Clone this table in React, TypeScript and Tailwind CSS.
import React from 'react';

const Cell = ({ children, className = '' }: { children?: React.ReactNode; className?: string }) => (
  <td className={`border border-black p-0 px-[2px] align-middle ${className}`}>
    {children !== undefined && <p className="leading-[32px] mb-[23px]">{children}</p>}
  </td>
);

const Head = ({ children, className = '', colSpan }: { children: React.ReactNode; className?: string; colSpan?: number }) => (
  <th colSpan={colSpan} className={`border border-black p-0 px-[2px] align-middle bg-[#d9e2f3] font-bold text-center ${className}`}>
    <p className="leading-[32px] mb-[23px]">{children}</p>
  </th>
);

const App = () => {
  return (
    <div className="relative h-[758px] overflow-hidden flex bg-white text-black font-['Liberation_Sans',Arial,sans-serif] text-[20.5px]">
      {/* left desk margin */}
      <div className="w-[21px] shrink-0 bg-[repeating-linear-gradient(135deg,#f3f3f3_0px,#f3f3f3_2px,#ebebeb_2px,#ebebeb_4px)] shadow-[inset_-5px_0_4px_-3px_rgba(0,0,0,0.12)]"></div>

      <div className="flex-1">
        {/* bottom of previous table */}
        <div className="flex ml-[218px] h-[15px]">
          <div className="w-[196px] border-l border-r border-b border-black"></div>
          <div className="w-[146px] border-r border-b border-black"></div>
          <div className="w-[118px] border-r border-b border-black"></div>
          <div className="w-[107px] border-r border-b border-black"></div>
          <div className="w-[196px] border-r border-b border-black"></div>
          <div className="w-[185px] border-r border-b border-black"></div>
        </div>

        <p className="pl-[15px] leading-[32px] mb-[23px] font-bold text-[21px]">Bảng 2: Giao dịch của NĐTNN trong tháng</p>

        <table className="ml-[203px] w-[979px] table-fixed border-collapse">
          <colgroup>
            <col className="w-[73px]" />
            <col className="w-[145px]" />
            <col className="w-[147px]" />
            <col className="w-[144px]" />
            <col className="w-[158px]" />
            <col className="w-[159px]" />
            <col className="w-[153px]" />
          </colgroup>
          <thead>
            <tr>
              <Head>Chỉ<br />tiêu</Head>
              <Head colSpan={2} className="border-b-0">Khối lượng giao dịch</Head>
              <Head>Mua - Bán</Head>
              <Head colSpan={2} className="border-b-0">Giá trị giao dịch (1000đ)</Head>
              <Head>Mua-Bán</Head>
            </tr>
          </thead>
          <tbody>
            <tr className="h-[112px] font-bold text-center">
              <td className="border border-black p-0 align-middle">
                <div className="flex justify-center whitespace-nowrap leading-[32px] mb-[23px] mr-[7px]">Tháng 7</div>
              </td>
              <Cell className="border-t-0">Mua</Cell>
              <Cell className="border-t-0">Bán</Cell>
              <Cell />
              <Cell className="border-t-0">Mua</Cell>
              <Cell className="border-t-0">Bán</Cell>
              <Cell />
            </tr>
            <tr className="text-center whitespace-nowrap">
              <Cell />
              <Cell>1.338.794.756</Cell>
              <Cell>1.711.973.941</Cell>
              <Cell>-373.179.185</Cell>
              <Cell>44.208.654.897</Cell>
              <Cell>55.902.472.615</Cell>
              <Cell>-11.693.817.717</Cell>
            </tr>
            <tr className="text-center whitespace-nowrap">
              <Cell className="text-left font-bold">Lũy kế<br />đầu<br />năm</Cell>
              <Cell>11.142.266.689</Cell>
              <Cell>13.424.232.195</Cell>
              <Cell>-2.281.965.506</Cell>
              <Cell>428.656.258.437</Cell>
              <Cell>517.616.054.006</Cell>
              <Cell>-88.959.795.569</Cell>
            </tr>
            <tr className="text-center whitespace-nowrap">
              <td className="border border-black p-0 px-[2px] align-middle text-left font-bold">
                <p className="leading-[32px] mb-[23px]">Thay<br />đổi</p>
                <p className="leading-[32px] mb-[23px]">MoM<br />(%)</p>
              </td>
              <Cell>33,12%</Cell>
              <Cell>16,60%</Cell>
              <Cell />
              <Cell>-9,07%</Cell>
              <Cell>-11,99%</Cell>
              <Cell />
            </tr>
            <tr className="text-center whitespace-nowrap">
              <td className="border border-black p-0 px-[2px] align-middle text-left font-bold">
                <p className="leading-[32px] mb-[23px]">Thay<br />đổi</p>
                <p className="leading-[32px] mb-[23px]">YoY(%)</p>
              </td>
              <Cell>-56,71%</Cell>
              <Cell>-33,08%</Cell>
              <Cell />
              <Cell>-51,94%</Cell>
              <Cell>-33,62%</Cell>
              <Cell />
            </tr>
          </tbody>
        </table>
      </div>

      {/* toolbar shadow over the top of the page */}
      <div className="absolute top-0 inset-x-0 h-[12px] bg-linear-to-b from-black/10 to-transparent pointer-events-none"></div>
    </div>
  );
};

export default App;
○ ○ ○ ○ ○
▸ GOAL: Please quote the data above in full, with no line missing.

▸ WORKED ANSWER:
Clone this table in React, TypeScript and Tailwind CSS.
import React from 'react';

const Cell = ({ children, className = '' }: { children?: React.ReactNode; className?: string }) => (
  <td className={`border border-black p-0 px-[2px] align-middle ${className}`}>
    {children !== undefined && <p className="leading-[32px] mb-[23px]">{children}</p>}
  </td>
);

const Head = ({ children, className = '', colSpan }: { children: React.ReactNode; className?: string; colSpan?: number }) => (
  <th colSpan={colSpan} className={`border border-black p-0 px-[2px] align-middle bg-[#d9e2f3] font-bold text-center ${className}`}>
    <p className="leading-[32px] mb-[23px]">{children}</p>
  </th>
);

const App = () => {
  return (
    <div className="relative h-[758px] overflow-hidden flex bg-white text-black font-['Liberation_Sans',Arial,sans-serif] text-[20.5px]">
      {/* left desk margin */}
      <div className="w-[21px] shrink-0 bg-[repeating-linear-gradient(135deg,#f3f3f3_0px,#f3f3f3_2px,#ebebeb_2px,#ebebeb_4px)] shadow-[inset_-5px_0_4px_-3px_rgba(0,0,0,0.12)]"></div>

      <div className="flex-1">
        {/* bottom of previous table */}
        <div className="flex ml-[218px] h-[15px]">
          <div className="w-[196px] border-l border-r border-b border-black"></div>
          <div className="w-[146px] border-r border-b border-black"></div>
          <div className="w-[118px] border-r border-b border-black"></div>
          <div className="w-[107px] border-r border-b border-black"></div>
          <div className="w-[196px] border-r border-b border-black"></div>
          <div className="w-[185px] border-r border-b border-black"></div>
        </div>

        <p className="pl-[15px] leading-[32px] mb-[23px] font-bold text-[21px]">Bảng 2: Giao dịch của NĐTNN trong tháng</p>

        <table className="ml-[203px] w-[979px] table-fixed border-collapse">
          <colgroup>
            <col className="w-[73px]" />
            <col className="w-[145px]" />
            <col className="w-[147px]" />
            <col className="w-[144px]" />
            <col className="w-[158px]" />
            <col className="w-[159px]" />
            <col className="w-[153px]" />
          </colgroup>
          <thead>
            <tr>
              <Head>Chỉ<br />tiêu</Head>
              <Head colSpan={2} className="border-b-0">Khối lượng giao dịch</Head>
              <Head>Mua - Bán</Head>
              <Head colSpan={2} className="border-b-0">Giá trị giao dịch (1000đ)</Head>
              <Head>Mua-Bán</Head>
            </tr>
          </thead>
          <tbody>
            <tr className="h-[112px] font-bold text-center">
              <td className="border border-black p-0 align-middle">
                <div className="flex justify-center whitespace-nowrap leading-[32px] mb-[23px] mr-[7px]">Tháng 7</div>
              </td>
              <Cell className="border-t-0">Mua</Cell>
              <Cell className="border-t-0">Bán</Cell>
              <Cell />
              <Cell className="border-t-0">Mua</Cell>
              <Cell className="border-t-0">Bán</Cell>
              <Cell />
            </tr>
            <tr className="text-center whitespace-nowrap">
              <Cell />
              <Cell>1.338.794.756</Cell>
              <Cell>1.711.973.941</Cell>
              <Cell>-373.179.185</Cell>
              <Cell>44.208.654.897</Cell>
              <Cell>55.902.472.615</Cell>
              <Cell>-11.693.817.717</Cell>
            </tr>
            <tr className="text-center whitespace-nowrap">
              <Cell className="text-left font-bold">Lũy kế<br />đầu<br />năm</Cell>
              <Cell>11.142.266.689</Cell>
              <Cell>13.424.232.195</Cell>
              <Cell>-2.281.965.506</Cell>
              <Cell>428.656.258.437</Cell>
              <Cell>517.616.054.006</Cell>
              <Cell>-88.959.795.569</Cell>
            </tr>
            <tr className="text-center whitespace-nowrap">
              <td className="border border-black p-0 px-[2px] align-middle text-left font-bold">
                <p className="leading-[32px] mb-[23px]">Thay<br />đổi</p>
                <p className="leading-[32px] mb-[23px]">MoM<br />(%)</p>
              </td>
              <Cell>33,12%</Cell>
              <Cell>16,60%</Cell>
              <Cell />
              <Cell>-9,07%</Cell>
              <Cell>-11,99%</Cell>
              <Cell />
            </tr>
            <tr className="text-center whitespace-nowrap">
              <td className="border border-black p-0 px-[2px] align-middle text-left font-bold">
                <p className="leading-[32px] mb-[23px]">Thay<br />đổi</p>
                <p className="leading-[32px] mb-[23px]">YoY(%)</p>
              </td>
              <Cell>-56,71%</Cell>
              <Cell>-33,08%</Cell>
              <Cell />
              <Cell>-51,94%</Cell>
              <Cell>-33,62%</Cell>
              <Cell />
            </tr>
          </tbody>
        </table>
      </div>

      {/* toolbar shadow over the top of the page */}
      <div className="absolute top-0 inset-x-0 h-[12px] bg-linear-to-b from-black/10 to-transparent pointer-events-none"></div>
    </div>
  );
};

export default App;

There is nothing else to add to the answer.